Je me souviens de la lettre chaleureuse qu'Alfred Rosmer adressa au 14 Juillet, quand nous étions bien peu à vouloir agir contre le coup de force gaulliste de mai 1958. Une telle lettre, venant d'un tel homme, compensait, dans l'état d'esprit où nous étions, la dérobade presque unanime des petits seigneurs de la gauche pensante française. Ce signe d'amitié de Rosmer m'assure que nous étions dans la bonne ligne. Quelques mois plus tard, le compagnon de Trotsky était parmi les tout premiers signataires de la Déclaration sur le droit à l'insoumission.
Rosmer disparaît ; son exemple demeure, qui prouve que face à la dégradation de l'idéal révolutionnaire, c'est le combat sur deux fronts qui doit être poursuivi : la destruction de l'ordre bourgeois passe nécessairement par la régénérescence de l'internationalisme prolétarien. Pas de Révolution sans liquidation des bureaucrates héritiers honteux ou non de Staline qui, dans tous les pays, sont les artisans du consentement général que nous vivons.
Jean Schuster.
[La Brèche, Action surréaliste n° 6, juin 1964.]
L'exemple de Cuba et la Révolution
En 1964, le Surréalisme est moins que jamais enclin à se retourner sur son passé pour apprécier l'importance de ses conquêtes et l'élargissement de son audience.
Transformer le monde est une tâche primordiale : rien ne peut être gagné si demeurent les structures économiques sur lesquelles sont fondées les valeurs traditionnelles, leur émanation et leur sauvegarde. Néanmoins, n'admettre - même temporairement - que ce seul point d'application pour la lutte, reviendrait à instaurer un conformisme pernicieux, ne débouchant que sur une satisfaction élémentaire, et qui suppose l'existence d'une hiérarchie des besoins, partant, une définition de l'homme, de ses pouvoirs, de ses désirs, laquelle procède inévitablement des notions passivement héritées de siècles de servitude.

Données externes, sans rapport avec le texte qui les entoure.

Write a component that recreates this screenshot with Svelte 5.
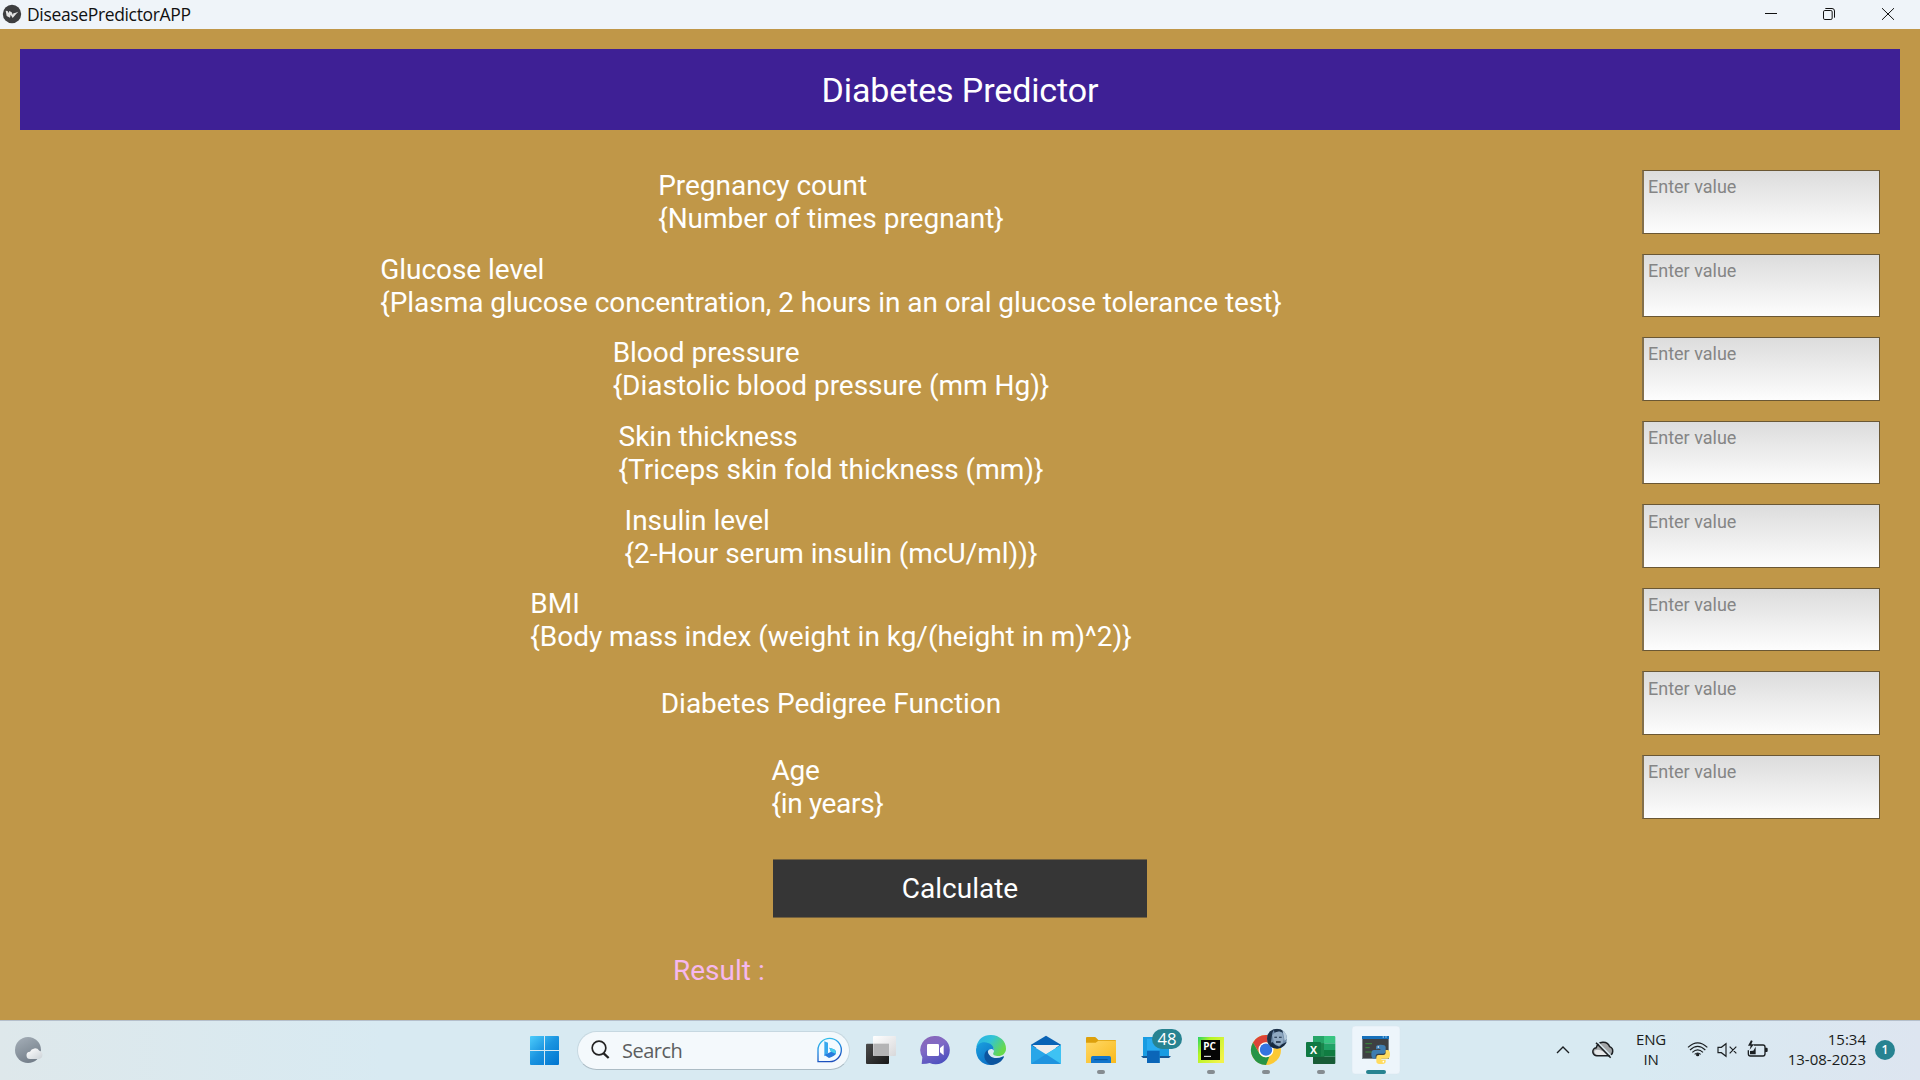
<script>
  const fields = [
    { id: 'preg', lines: ['Pregnancy count', '{Number of times pregnant}'] },
    { id: 'gluc', lines: ['Glucose level', '{Plasma glucose concentration, 2 hours in an oral glucose tolerance test}'] },
    { id: 'blood', lines: ['Blood pressure', '{Diastolic blood pressure (mm Hg)}'] },
    { id: 'skin', lines: ['Skin thickness', '{Triceps skin fold thickness (mm)}'] },
    { id: 'insulin', lines: ['Insulin level', '{2-Hour serum insulin (mcU/ml))}'] },
    { id: 'bmi', lines: ['BMI', '{Body mass index (weight in kg/(height in m)^2)}'] },
    { id: 'dpf', lines: ['Diabetes Pedigree Function'] },
    { id: 'age', lines: ['Age', '{in years}'] }
  ];
</script>

<div class="screen">
  <header class="titlebar">
    <svg class="logo" width="20" height="29" viewBox="6 0 60 87">
      <circle cx="36" cy="42" r="27.5" fill="#3d3e40" />
      <path d="M17 32l6 1 2 6 3-6 7 4 4 8 1-5 5-1 10-4-6 6-11 13-6-10-2 9-10-5z" fill="#e4e4e4" />
    </svg>
    <span class="name">DiseasePredictorAPP</span>
    <svg class="controls" width="156" height="29" viewBox="492 0 468 87" fill="none" stroke="#111" stroke-width="3">
      <path d="M495 40.5h36" />
      <rect x="670.5" y="31.5" width="26" height="27" rx="4" />
      <path d="M676 25.500h20q7.500 0 7.500 7.500v20" />
      <path d="M846 24.500l36 35M882 24.500l-36 35" />
    </svg>
  </header>

  <main>
    <h1>Diabetes Predictor</h1>
    <section class="form">
      {#each fields as f}
        <div class="row">
          <div class="cell">
            <label for={f.id} class={f.id}>{#each f.lines as line}<span>{line}</span>{/each}</label>
          </div>
          <input id={f.id} placeholder="Enter value" />
        </div>
      {/each}
    </section>
    <button class="calc">Calculate</button>
    <div class="result">Result :</div>
  </main>

  <footer class="taskbar">
    <svg class="weather" width="50" height="60" viewBox="0 30 150 180">
      <defs>
        <linearGradient id="moon" x1="0" y1="0" x2=".5" y2="1"><stop offset="0" stop-color="#a6b0b9" /><stop offset="1" stop-color="#75808b" /></linearGradient>
        <linearGradient id="cloud" x1="0" y1="0" x2="1" y2="1"><stop offset="0" stop-color="#fff" /><stop offset="1" stop-color="#ccd2d7" /></linearGradient>
      </defs>
      <circle cx="84" cy="120" r="39" fill="url(#moon)" />
      <path d="M91 147a11 11 0 0 1-1-22 16 16 0 0 1 28-3 13 13 0 0 1 0 25z" fill="url(#cloud)" />
    </svg>

    <div class="dock">
      <svg width="55" height="60" viewBox="51 15 165 180">
        <defs><linearGradient id="win" gradientUnits="userSpaceOnUse" x1="90" y1="63" x2="170" y2="150"><stop offset="0" stop-color="#4dccfb" /><stop offset=".5" stop-color="#1a94e0" /><stop offset="1" stop-color="#0277d1" /></linearGradient></defs>
        <path d="M93 63h39v42H90V66q0-3 3-3zM135 63h39q3 0 3 3v39h-42zM90 108h42v42H93q-3 0-3-3zM135 108h42v39q0 3-3 3h-39z" fill="url(#win)" />
      </svg>
      <div class="search">
        <svg width="22" height="22" viewBox="270 74 66 66" fill="none" stroke="#222"><circle cx="297" cy="101" r="20.500" stroke-width="5" /><path d="M311 117l15 14" stroke-width="7" /></svg>
        <span>Search</span>
        <svg class="bing" width="28" height="28" viewBox="950 65 84 84">
          <defs><linearGradient id="bing" x1="0" y1="0" x2=".3" y2="1"><stop offset="0" stop-color="#38ccec" /><stop offset=".5" stop-color="#2490e4" /><stop offset="1" stop-color="#1c4fbd" /></linearGradient></defs>
          <path d="M956 142v-35a35 35 0 1 1 35 35z" fill="#f3fbff" stroke="url(#bing)" stroke-width="4" />
          <path d="M975 81l11 4v32l-11 9z" fill="#38a9ee" />
          <path d="M975 122l14-7 6-3-5-12 14 5q9 5 5 15-3 5-20 11z" fill="#287cdd" />
          <path d="M990 100l14 5q8 5 5 13l-14-6z" fill="#45ccec" />
        </svg>
      </div>

      <svg width="55" height="60" viewBox="9 15 165 180">
        <defs><linearGradient id="tva" x1="0" y1="0" x2="1" y2="1"><stop offset="0" stop-color="#4c4c4c" /><stop offset="1" stop-color="#171717" /></linearGradient><linearGradient id="tvb" x1="0" y1="0" x2="1" y2="1"><stop offset="0" stop-color="#fff" /><stop offset="1" stop-color="#d8d8da" /></linearGradient></defs>
        <rect x="48" y="86" width="69" height="61" rx="3" fill="url(#tva)" />
        <rect x="69" y="63" width="69" height="60" rx="3" fill="url(#tvb)" />
        <rect x="70" y="86" width="47" height="37" fill="#b4b4b5" />
      </svg>
      <svg width="55" height="60" viewBox="174 15 165 180">
        <defs><linearGradient id="chat" gradientUnits="userSpaceOnUse" x1="230" y1="63" x2="270" y2="147"><stop offset="0" stop-color="#8a67b8" /><stop offset=".4" stop-color="#8069c5" /><stop offset="1" stop-color="#4c50bf" /></linearGradient></defs>
        <path d="M257 63a42.500 42.500 0 1 1-18 81q-8 3-24 3l2-20a42.500 42.500 0 0 1 40-64z" fill="url(#chat)" />
        <rect x="231" y="87" width="36" height="36" rx="4" fill="#fff" /><path d="M270 99l11-9v31l-11-9z" fill="#fff" />
      </svg>
      <svg width="55" height="60" viewBox="339 15 165 180">
        <defs>
          <linearGradient id="eg" x1="0" y1="0" x2="1" y2=".5"><stop offset="0" stop-color="#28afe9" /><stop offset=".5" stop-color="#32c3d5" /><stop offset="1" stop-color="#68d94a" /></linearGradient>
          <linearGradient id="eb" x1="0" y1="0" x2=".8" y2="1"><stop offset="0" stop-color="#1aa1df" /><stop offset="1" stop-color="#0a68c2" /></linearGradient>
        </defs>
        <path d="M379 96C383 72 402 59 423 60c25 0 46 19 45 41 0 14-11 22-23 22-10 0-18-3-15-9 5-8 2-17-7-21-12-5-29-5-44 3z" fill="url(#eg)" />
        <path d="M378 105c1-20 21-27 36-21 13 4 19 14 17 23-8-12-23 1-18 15 5 12 17 19 36 14-5 6-15 14-28 14-25 0-43-20-43-45z" fill="url(#eb)" />
        <path d="M413 104c-15 10-14 35 10 46 20 0 33-11 39-24 0-3-2-3-5-1-20 9-44 3-44-21z" fill="#0c559f" />
      </svg>
      <svg width="55" height="60" viewBox="504 15 165 180">
        <path d="M543 89l45-27 45 27v10h-90z" fill="#0963b5" /><path d="M547 90h82l-36 27h-9z" fill="#eee" />
        <path d="M543 90l45 28 45-28v54q0 3-3 3h-84q-3 0-3-3z" fill="#28a6e8" /><path d="M588 118l45-28v56z" fill="#3ec2f3" /><path d="M543 146l45-28 44 29h-87z" fill="#1f94df" />
      </svg>
      <svg width="55" height="60" viewBox="669 15 165 180">
        <defs><linearGradient id="fold" x1="0" y1="0" x2="1" y2="1"><stop offset="0" stop-color="#ffd866" /><stop offset="1" stop-color="#f9ba1c" /></linearGradient></defs>
        <path d="M708 69q0-3 3-3h23q3 0 5 3l6 6h50q3 0 3 3v10h-90z" fill="#dda00b" /><path d="M708 83h29l8-6h50q3 0 3 3v64H708z" fill="url(#fold)" />
        <path d="M723 144v-16q0-5 5-5h50q5 0 5 5v16z" fill="#1276cc" /><path d="M733 134h40" stroke="#075296" stroke-width="3" />
        <rect x="741" y="165" width="24" height="12" rx="6" fill="#858c91" />
      </svg>

      <svg width="55" height="60" viewBox="-6 15 165 180">
        <path d="M39 66h35v61H39zM79 88h38v37H79z" fill="#189ce2" /><path d="M33 123h90l-6 6H39z" fill="#165793" /><path d="M51 71h38v73H51z" fill="#27abf0" /><path d="M51 107h38v37H51z" fill="#0b66b8" />
        <rect x="66" y="42" width="90" height="60" rx="30" fill="#278391" />
        <text x="111" y="91" class="badge48">48</text>
      </svg>
      <svg width="55" height="60" viewBox="159 15 165 180">
        <defs><linearGradient id="pc" x1="0" y1="0" x2="1" y2=".7"><stop offset="0" stop-color="#25d366" /><stop offset=".35" stop-color="#b5f524" /><stop offset="1" stop-color="#f2f34a" /></linearGradient></defs>
        <rect x="204" y="66" width="78" height="78" fill="url(#pc)" /><rect x="213" y="75" width="57" height="60" fill="#050505" />
        <text x="220" y="104" class="pctext">PC</text><path d="M222 124h21" stroke="#fff" stroke-width="3" />
        <rect x="231" y="165" width="24" height="12" rx="6" fill="#858c91" />
      </svg>
      <svg width="55" height="60" viewBox="324 15 165 180">
        <defs><clipPath id="av"><circle cx="441" cy="71" r="30" /></clipPath></defs>
        <circle cx="408" cy="105" r="45" fill="#fcc934" />
        <path d="M369 82.500A45 45 0 0 1 447 82.500H408a22 22 0 0 0-19 33z" fill="#dc4437" />
        <path d="M369 82.500l19.500 33.500a22 22 0 0 0 30 8L408 150a45 45 0 0 1-39-67.500z" fill="#269447" />
        <circle cx="408" cy="104" r="22.500" fill="#fff" /><circle cx="408" cy="104" r="18.500" fill="#3474e0" />
        <g clip-path="url(#av)"><rect x="411" y="41" width="60" height="60" fill="#6e8ba9" /><path d="M411 41h22l-6 13-4 27 11 20h-24zM430 41h26l6 14-14-6-14 4z" fill="#1f3349" /><path d="M427 61q12-17 29-8l5 18-3 14-12 8-13-8z" fill="#91aac2" /><path d="M433 65h8v3h-8zM447 65h8v3h-8zM438 79h14v4h-14zM456 88l15-8v21h-30zM426 80l10 10 14 6-3 8-28-6z" fill="#172a40" /><path d="M456 41l12 8 3 22-7 6-4-20z" fill="#b4cadb" /></g>
        <rect x="396" y="165" width="24" height="12" rx="6" fill="#858c91" />
      </svg>
      <svg width="55" height="60" viewBox="489 15 165 180">
        <path d="M549 66q0-3 3-3h31v84h-31q-3 0-3-3z" fill="#1b854b" /><path d="M549 66q0-3 3-3h30v22h-33z" fill="#26a568" /><path d="M582 63h31q3 0 3 3v19h-34z" fill="#38c481" /><path d="M582 85h34v20h-34z" fill="#20a366" /><path d="M582 105h34v20h-34z" fill="#107c41" /><path d="M549 125h67v19q0 3-3 3h-61q-3 0-3-3z" fill="#185c37" />
        <rect x="528" y="81" width="45" height="45" rx="3" fill="#107943" /><text x="550.500" y="116" class="xl">X</text>
        <rect x="561" y="165" width="24" height="12" rx="6" fill="#858c91" />
      </svg>
      <svg width="55" height="60" viewBox="654 15 165 180">
        <rect x="666" y="33" width="144" height="144" rx="10" fill="#edf5fb" stroke="#d8e5ec" stroke-width="1.500" />
        <rect x="696" y="63" width="81" height="69" fill="#7c8489" /><rect x="699" y="72" width="75" height="57" fill="#3e4042" /><rect x="696" y="63" width="81" height="9" fill="#1570bb" /><path d="M758 66h4M766 66h4" stroke="#b7ddf5" stroke-width="3" />
        <path d="M706 86h20M706 98h13M706 111h20" stroke="#3c8b3c" stroke-width="3" />
        <path d="M738 103v-7q0-7 14-7t15 7v13q0 7-7 7h-15q-8 0-8 8v7h-5q-8 0-8-13t8-13h19v-3z" fill="#3f7db0" />
        <path d="M767 105h5q8 0 8 13t-8 13h-18v3h13v6q0 7-14 7t-14-7v-13q0-7 7-7h14q7 0 7-8z" fill="#ffdb60" />
        <circle cx="745" cy="96" r="2.500" fill="#fff" /><circle cx="760" cy="140" r="2.500" fill="#fff" />
        <rect x="708" y="165" width="60" height="12" rx="6" fill="#278391" />
      </svg>
    </div>

    <div class="tray">
      <svg width="80" height="60" viewBox="60 15 240 180" fill="none" stroke="#1b1f22">
        <path d="M81 114l18-18 18 18" stroke-width="4" />
        <path d="M202 122a12 12 0 0 1-3-24 21 21 0 0 1 40-3 14 14 0 0 1-3 27z" fill="#a3a6a8" stroke-width="4.500" /><path d="M193 107q13-6 25 2l16 11h-30q-11-2-11-13z" fill="#e6e8e9" stroke="none" /><path d="M202 80l44 45" stroke="#d9eaf1" stroke-width="4" /><path d="M198 83l44 45" stroke-width="4.500" />
      </svg>
      <div class="lang"><span>ENG</span><span>IN</span></div>
      <svg class="status" width="90" height="60" viewBox="460 15 270 180" fill="none" stroke="#1b1f22" stroke-width="3.500">
        <path d="M475 97q29-27 58 0M481 105q23-22 46 0M488 112q16-15 32 0" /><path d="M495 118q9-8 18 0" /><circle cx="504" cy="119" r="5" fill="#1b1f22" stroke="none" />
        <path d="M565 97h10l14-11v38l-14-11h-10zM600 95l20 20M620 95l-20 20" />
        <path d="M672 90h28q6 0 6 6v20q0 7-6 7h-38q-6 0-6-7v-10" stroke-width="4" /><path d="M706 98h5q3 0 3 4v5q0 4-3 4h-5z" fill="#1b1f22" stroke="none" /><path d="M661 118v-10l10-1 7-12v23z" fill="#1b1f22" stroke="none" /><path d="M664 76l-9 16h8l-3 12 13-16h-8l4-10z" fill="#1b1f22" stroke="none" />
      </svg>
      <div class="clock"><span>15:34</span><span>13-08-2023</span></div>
      <div class="notice">1</div>
    </div>
  </footer>
</div>

<style>
  :global(body) { margin: 0; overflow: hidden; }
  .screen { width: 1920px; height: 1080px; display: flex; flex-direction: column; font-family: Roboto, "Liberation Sans", sans-serif; }
  .titlebar { height: 29px; background: #eff4f9; display: flex; align-items: center; flex: none; box-sizing: border-box; padding-left: 2px; }
  .name { font: 17.500px/29px "Open Sans", "Noto Sans", sans-serif; letter-spacing: -0.35px; color: #111; margin-left: 5px; }
  .controls { margin-left: auto; }
  main { height: 991px; background: #c09748; box-sizing: border-box; padding: 20px; display: flex; flex-direction: column; align-items: center; flex: none; }
  h1 { margin: 0; width: 100%; height: 81px; line-height: 83px; text-align: center; background: #3e2095; color: #fff; font-size: 34px; font-weight: 400; letter-spacing: -0.12px; flex: none; }
  .form { width: 1840px; margin-top: 40px; display: grid; row-gap: 20px; grid-template-rows: repeat(8, 63.57px); flex: none; }
  .row { display: grid; grid-template-columns: 1fr 238px; grid-template-rows: 100%; column-gap: 20px; min-height: 0; }
  .cell { display: flex; align-items: center; justify-content: center; min-height: 0; }
  label { display: flex; flex-direction: column; flex: none; color: #fff; font-size: 28px; line-height: 33px; white-space: nowrap; padding-top: 1px; letter-spacing: -0.02px; }
  .gluc { letter-spacing: -0.05px; }
  .age { letter-spacing: -0.35px; padding-right: 7px; }
  input { width: 100%; height: 100%; box-sizing: border-box; border: 1px solid #6a5734; border-left-width: 2px; border-left-color: #84704b; outline: 0; background: linear-gradient(#dcdcdc, #fdfdfd); padding: 0 5px 30px 4px; font: 18px Roboto, sans-serif; border-radius: 0; }
  input::placeholder { color: #858585; opacity: 1; }
  .calc { margin: 40px 0 0; width: 374px; height: 59.500px; padding: 1px 0 0; border: 0 solid #75623f; border-width: 1px 0; background: #363636; color: #fff; font: 28px Roboto, sans-serif; flex: none; }
  .result { width: 1144px; margin-top: 35.500px; font-size: 28px; line-height: 33px; color: #f5b8ee; padding-left: 285px; box-sizing: border-box; }
  .taskbar { height: 60px; box-sizing: border-box; display: flex; flex: none; background: linear-gradient(90deg, #dee8eb 0, #d8eaf2 20%, #d8eaf2 85%, #dde5f0 100%); box-shadow: inset 0 1px #b5bfcb; font-family: "Open Sans", "Noto Sans", sans-serif; }
  .weather { margin-right: 467px; flex: none; }
  .dock { display: flex; flex: none; align-items: center; }
  .dock svg { flex: none; }
  .search { box-sizing: border-box; width: 273px; height: 39px; margin: 0 3px 0 5px; border-radius: 20px; background: #f4f9fc; border: 1px solid #c6d8e1; border-bottom-color: #acbcc5; display: flex; align-items: center; padding: 0 5px 0 12px; }
  .search span { font-size: 20px; color: #5c5e60; margin-left: 10px; letter-spacing: -0.5px; }
  .search .bing { margin-left: auto; }
  .badge48 { font: 50px "Open Sans", sans-serif; fill: #fff; text-anchor: middle; }
  .pctext { font: 700 30px "Open Sans", sans-serif; fill: #fff; }
  .xl { font: 700 32px "Open Sans", sans-serif; fill: #fff; text-anchor: middle; }
  .tray { margin-left: auto; display: flex; align-items: center; width: 370px; flex: none; color: #1a1d20; font-size: 15px; line-height: 20px; }
  .tray svg { flex: none; }
  .status { margin-left: 11px; }
  .lang, .clock { display: flex; flex-direction: column; padding-bottom: 2px; }
  .lang { width: 42px; align-items: center; letter-spacing: -0.2px; }
  .clock { width: 93px; align-items: flex-end; white-space: nowrap; }
  .notice { width: 20px; height: 20px; border-radius: 50%; margin-left: 9px; background: #278391; color: #fff; font-size: 12px; font-weight: 600; text-align: center; }
</style>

Telle qu'elle nous parvient, la culture, y compris l'apport du XXe siècle, n'est qu'accumulation quantitative, visant tout au plus à un affinement de la sensation dans un cadre immuable où l'homme demeure aliéné. Il est inadmissible qu'un héritage borné à l'inventaire de la complaisance mise par l'homme à dorer ses chaînes, soit accepté sans réserves. Les monuments poussiéreux qui jalonnent l'histoire de l'expression nous importent moins que les cris isolés poussés de loin en loin au cours des siècles, tels ceux de Sade ou de Lautréamont, flammes figées en glaives, visions fulgurantes du grand corps dispersé, prémices pour une refonte totale de la sensibilité.
L'ordre politico-économique qui, depuis l'occident, régit le monde, a non seulement conditionné des relations sociales fondées sur l'exploitation de l'homme, mais a engendré une structure mentale capable d'assimiler, au profit de cet ordre, tout ce qui pouvait s'opposer à lui, et de voiler pour longtemps ce qui demeurait irréductible.
Aujourd'hui, peut-être de manière plus exemplaire et plus lucide que jamais, le Surréalisme lutte précisément pour amener à leurs ultimes conséquences révolutionnaires les conquêtes déjà acquises.
Le Surréalisme n'essaie pas de définir ce que sera l'homme à venir ni de peindre le paysage du futur paradis. Ce qu'il veut, c'est que l'homme de demain soit différent de l'aliéné contemporain. Pour cela il estime indispensable de procéder à l'analyse critique des formes actuelles de la société et, par leur contestation, de susciter l'irruption violente de tout ce qui dans l'individu, pour avoir été trop longtemps soumis à la répression, reste aujourd'hui à l'état de virtualité. N'était-ce pas là l'idéal et le but de Marx et de Freud ?
Une vraie révolution doit transformer l'homme dans sa totalité sociale et individuelle. Il n'est pas suffisant de détruire les structures économiques capitalistes et d'installer au pouvoir une autre classe qui exerce sa domination selon des préceptes hérités de l'ancienne société : sainteté du travail, amour sacrifié à la multiplication de l'espèce, culte de la personnalité, fonctionnarisation de l'artiste réduit au rôle de propagandiste, etc.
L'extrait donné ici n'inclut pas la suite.